Esto parece tema de realismo mágico, de literatura fantástica o de una historia de Isabel Allende. Tal vez Chile es no sólo un país de terremotos, de diverisdad humana y geográfica, pero un país cuya naturaleza es tan alucinante como misteriosa.

Durante el día después del terremoto continuó temblando y muchos durmieron en las calles. El aeropuerto cerró por varios días, y en esos momentos de vulnerabilidad todos pensamos en tantas cosas. Tal vez reparar relaciones quebradas y mejorar las existentes. Cuando el techo colapsaba pensábamos más en mejorar lo posible y lo duradero nuestra propia alma.

Imaginé la voz de mi abuela sentada al lado de Carmen Carrasco, al lado del brasero, las dos haciendo frazadas para el próximo terremoto. Al mencionar lo que Chile podía necesitar, lo primero que dije fue frazadas, aunque había tantas otras cosas necesarias: comida, agua, pañales, pero recordé que mi abuela decía que era necesario saber que por medio de las frazadas otro ser humano compartía amor y calor.
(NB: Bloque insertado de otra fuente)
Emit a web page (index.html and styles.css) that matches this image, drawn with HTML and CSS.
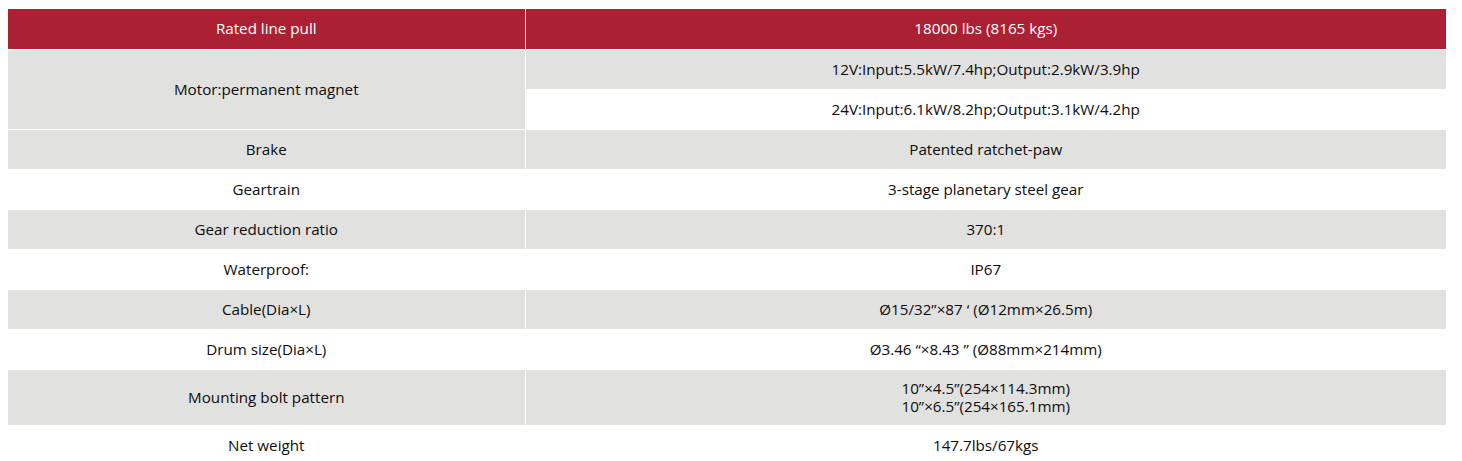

Patti Sheinman de Wellesley Hillel me preguntó qué necesitaba Chile y, al decirle que frazadas, se puso en campaña para recolectarlas. Me ha emocinado la solidaridad de tantos en todo el mundo. Eso nos ayuda a sentirnos menos solos ante las desgracias y aprendí que la indiferencia de otros no perturba el predominio de la bondad.

Este verano yo misma trataré de hacer frazadas para mandarlas a Chile. Se avecinará un crudo invierno, doloroso para los que aún no tienen casa. Recordaré mi infancia junto a un brasero, las historias del terremoto del 39, historias de la valentía y el miedo, la solidaridad y la avaricia. Y me doy cuenta de que no hemos aprendido mucho de los terremotos de la tierra. Tal vez los terremotos del alma nos inspirarán a construir un planeta no tan sólido en paredes ni edificios sino en humanidad y bondad.